Her windmill-tilting is the closest thing to a through line that The Laundromat gives you. The rest of the film keeps driving down narrative side streets, including a West Indian insurance broker (Jeffrey Wright) with a big secret, a SoCal mogul (Nonso Anozie) who risks being blackmailed by his daughter (Jessica Allain) over infidelities and a European businessman (Matthias Schoenaerts) trying to strike a deal with Chinese bureaucrat’s wife (Rosalind Chao). Sharon Stone shows up as a real estate agent; two SNL veterans drop by for cameos as Doomed Gringo #1 and Doomed Gringo #2. At one point, Soderbergh drops a huge self-own about his own dealings with shell companies. The whole thing occasionally threatens into devolve a spot-the-star game of musical genre chairs, where you find yourself in the middle of farce until the music stops, and then an espionage thriller starts up.

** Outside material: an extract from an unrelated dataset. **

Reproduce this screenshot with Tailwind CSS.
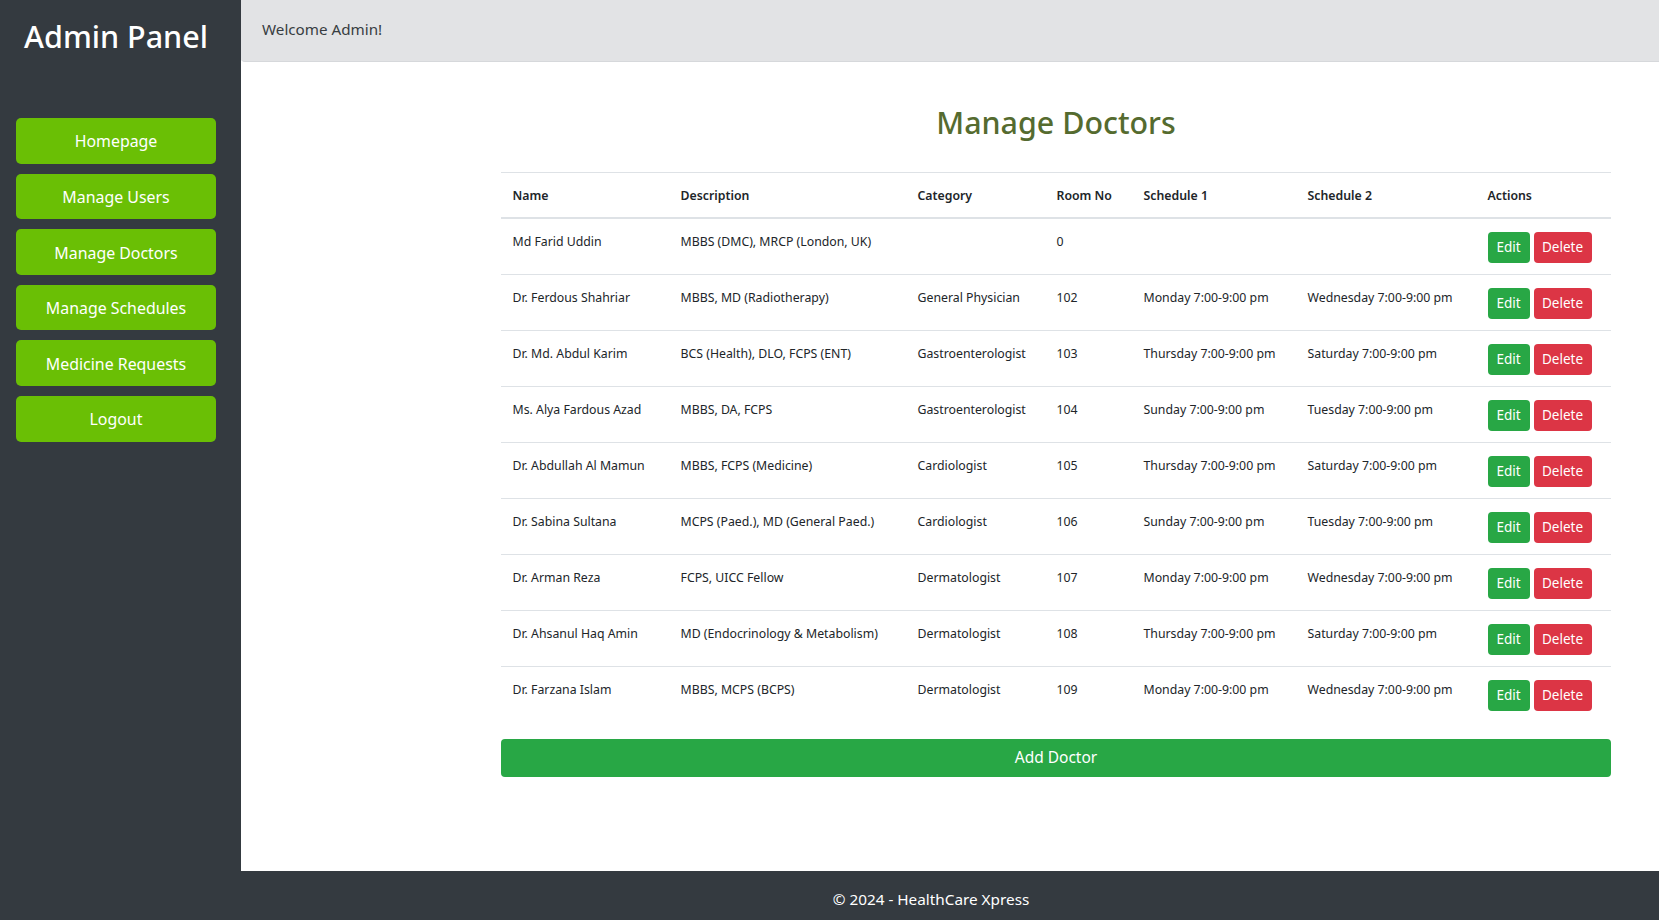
<!DOCTYPE html>
<html lang="en">
<head>
    <meta charset="UTF-8">
    <meta name="viewport" content="width=device-width, initial-scale=1.0">
    <title>Manage Doctors</title>
    <script src="https://cdn.jsdelivr.net/npm/@tailwindcss/browser@4"></script>
</head>

<body class="bg-white h-[920px] overflow-hidden flex flex-col font-['Noto_Sans',sans-serif]">
    <div class="flex flex-1 min-h-0">
        <!-- Sidebar -->
        <aside class="w-[241px] shrink-0 bg-[#343a40] pl-4 pr-[25px] pt-[14px]">
            <h2 class="text-white text-[30.5px] leading-[45px] font-medium text-center whitespace-nowrap">Admin Panel</h2>
            <nav class="mt-[59px] flex flex-col gap-[10px]">
                <a href="#" class="h-[45.6px] pt-[3px] flex items-center justify-center rounded-[5px] bg-[#6abf05] text-white text-[15.9px]">Homepage</a>
                <a href="#" class="h-[45.6px] pt-[3px] flex items-center justify-center rounded-[5px] bg-[#6abf05] text-white text-[15.9px]">Manage Users</a>
                <a href="#" class="h-[45.6px] pt-[3px] flex items-center justify-center rounded-[5px] bg-[#6abf05] text-white text-[15.9px]">Manage Doctors</a>
                <a href="#" class="h-[45.6px] pt-[3px] flex items-center justify-center rounded-[5px] bg-[#6abf05] text-white text-[15.9px]">Manage Schedules</a>
                <a href="#" class="h-[45.6px] pt-[3px] flex items-center justify-center rounded-[5px] bg-[#6abf05] text-white text-[15.9px]">Medicine Requests</a>
                <a href="#" class="h-[45.6px] pt-[3px] flex items-center justify-center rounded-[5px] bg-[#6abf05] text-white text-[15.9px]">Logout</a>
            </nav>
        </aside>

        <main class="flex-1 min-w-0">
            <div class="h-[62px] pb-[2px] bg-[#e2e3e5] border-b border-[#d6d8db] rounded-bl-[4px] pl-[21px] flex items-center text-[#383d41] text-[15.2px]">Welcome Admin!</div>

            <div class="ml-[260px] mr-[48px]">
                <h1 class="mt-[38px] text-center text-[#556b2f] text-[30.4px] leading-[46px] font-medium">Manage Doctors</h1>

                <!-- Doctors table -->
                <table class="mt-[26px] w-full table-fixed border-collapse text-[12.3px] leading-[19px] text-[#212529] [&_th]:px-[11.5px] [&_th]:pt-[2px] [&_th]:text-left [&_th]:font-semibold [&_th]:align-middle [&_td]:px-[11.5px] [&_td]:pt-[13px] [&_td]:pb-[11px] [&_td]:align-top [&_td]:border-b [&_td]:border-[#dee2e6]">
                    <thead>
                        <tr class="h-[45px] border-t border-b-2 border-[#dee2e6]">
                            <th class="w-[168px]">Name</th>
                            <th class="w-[237px]">Description</th>
                            <th class="w-[139px]">Category</th>
                            <th class="w-[87px]">Room No</th>
                            <th class="w-[164px]">Schedule 1</th>
                            <th class="w-[180px]">Schedule 2</th>
                            <th>Actions</th>
                        </tr>
                    </thead>
                    <tbody>
                        <tr>
                            <td>Md Farid Uddin</td><td>MBBS (DMC), MRCP (London, UK)</td><td></td><td>0</td><td></td><td></td>
                            <td><div class="flex gap-1"><button class="h-[31px] w-[42px] rounded-[4px] bg-[#28a745] text-white text-[13.5px]">Edit</button><button class="h-[31px] w-[58px] rounded-[4px] bg-[#dc3545] text-white text-[13.5px]">Delete</button></div></td>
                        </tr>
                        <tr>
                            <td>Dr. Ferdous Shahriar</td><td>MBBS, MD (Radiotherapy)</td><td>General Physician</td><td>102</td><td>Monday 7:00-9:00 pm</td><td>Wednesday 7:00-9:00 pm</td>
                            <td><div class="flex gap-1"><button class="h-[31px] w-[42px] rounded-[4px] bg-[#28a745] text-white text-[13.5px]">Edit</button><button class="h-[31px] w-[58px] rounded-[4px] bg-[#dc3545] text-white text-[13.5px]">Delete</button></div></td>
                        </tr>
                        <tr>
                            <td>Dr. Md. Abdul Karim</td><td>BCS (Health), DLO, FCPS (ENT)</td><td>Gastroenterologist</td><td>103</td><td>Thursday 7:00-9:00 pm</td><td>Saturday 7:00-9:00 pm</td>
                            <td><div class="flex gap-1"><button class="h-[31px] w-[42px] rounded-[4px] bg-[#28a745] text-white text-[13.5px]">Edit</button><button class="h-[31px] w-[58px] rounded-[4px] bg-[#dc3545] text-white text-[13.5px]">Delete</button></div></td>
                        </tr>
                        <tr>
                            <td>Ms. Alya Fardous Azad</td><td>MBBS, DA, FCPS</td><td>Gastroenterologist</td><td>104</td><td>Sunday 7:00-9:00 pm</td><td>Tuesday 7:00-9:00 pm</td>
                            <td><div class="flex gap-1"><button class="h-[31px] w-[42px] rounded-[4px] bg-[#28a745] text-white text-[13.5px]">Edit</button><button class="h-[31px] w-[58px] rounded-[4px] bg-[#dc3545] text-white text-[13.5px]">Delete</button></div></td>
                        </tr>
                        <tr>
                            <td>Dr. Abdullah Al Mamun</td><td>MBBS, FCPS (Medicine)</td><td>Cardiologist</td><td>105</td><td>Thursday 7:00-9:00 pm</td><td>Saturday 7:00-9:00 pm</td>
                            <td><div class="flex gap-1"><button class="h-[31px] w-[42px] rounded-[4px] bg-[#28a745] text-white text-[13.5px]">Edit</button><button class="h-[31px] w-[58px] rounded-[4px] bg-[#dc3545] text-white text-[13.5px]">Delete</button></div></td>
                        </tr>
                        <tr>
                            <td>Dr. Sabina Sultana</td><td>MCPS (Paed.), MD (General Paed.)</td><td>Cardiologist</td><td>106</td><td>Sunday 7:00-9:00 pm</td><td>Tuesday 7:00-9:00 pm</td>
                            <td><div class="flex gap-1"><button class="h-[31px] w-[42px] rounded-[4px] bg-[#28a745] text-white text-[13.5px]">Edit</button><button class="h-[31px] w-[58px] rounded-[4px] bg-[#dc3545] text-white text-[13.5px]">Delete</button></div></td>
                        </tr>
                        <tr>
                            <td>Dr. Arman Reza</td><td>FCPS, UICC Fellow</td><td>Dermatologist</td><td>107</td><td>Monday 7:00-9:00 pm</td><td>Wednesday 7:00-9:00 pm</td>
                            <td><div class="flex gap-1"><button class="h-[31px] w-[42px] rounded-[4px] bg-[#28a745] text-white text-[13.5px]">Edit</button><button class="h-[31px] w-[58px] rounded-[4px] bg-[#dc3545] text-white text-[13.5px]">Delete</button></div></td>
                        </tr>
                        <tr>
                            <td>Dr. Ahsanul Haq Amin</td><td>MD (Endocrinology &amp; Metabolism)</td><td>Dermatologist</td><td>108</td><td>Thursday 7:00-9:00 pm</td><td>Saturday 7:00-9:00 pm</td>
                            <td><div class="flex gap-1"><button class="h-[31px] w-[42px] rounded-[4px] bg-[#28a745] text-white text-[13.5px]">Edit</button><button class="h-[31px] w-[58px] rounded-[4px] bg-[#dc3545] text-white text-[13.5px]">Delete</button></div></td>
                        </tr>
                        <tr>
                            <td class="!border-b-0">Dr. Farzana Islam</td><td class="!border-b-0">MBBS, MCPS (BCPS)</td><td class="!border-b-0">Dermatologist</td><td class="!border-b-0">109</td><td class="!border-b-0">Monday 7:00-9:00 pm</td><td class="!border-b-0">Wednesday 7:00-9:00 pm</td>
                            <td class="!border-b-0"><div class="flex gap-1"><button class="h-[31px] w-[42px] rounded-[4px] bg-[#28a745] text-white text-[13.5px]">Edit</button><button class="h-[31px] w-[58px] rounded-[4px] bg-[#dc3545] text-white text-[13.5px]">Delete</button></div></td>
                        </tr>
                    </tbody>
                </table>

                <button class="mt-[17px] block w-full h-[38px] rounded-[4px] bg-[#28a745] text-white text-[15.5px]">Add Doctor</button>
            </div>
        </main>
    </div>

    <footer class="h-[49px] shrink-0 bg-[#343a40] pt-[16px] pl-[203px] text-center leading-[24px] text-white text-[15.3px]">© 2024 - HealthCare Xpress</footer>
</body>
</html>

If you think the movie sounds a little scattershot, you’d be right. Not all of it works; some of its detours turn into dead ends, and god bless the actors from trying to make their data-dump dialogue sound a little less dogmatic. But the cumulative effect of what the filmmakers are up to — the fact that they’re not diving into the “what” of the Panama Papers per se, but why such underground financial networks exist in the first place and how they’re sustained — is damning enough to knock you over. You can feel the bile rising as it maps every passed buck and 1-percenter giving another a pat on the back. Then, in one climactic tracking shot, everything boils over. The various sets are torn down or disassembled. A mysterious, lumpen character we’ve been following turns into a mouthpiece. The riot act is read. And The Laundromat ends on a pre-credits image that feels destined to become a meme. Everyone’s hands are dirty, it tells us. Maybe it’s time hold folks accountable and clean up our act.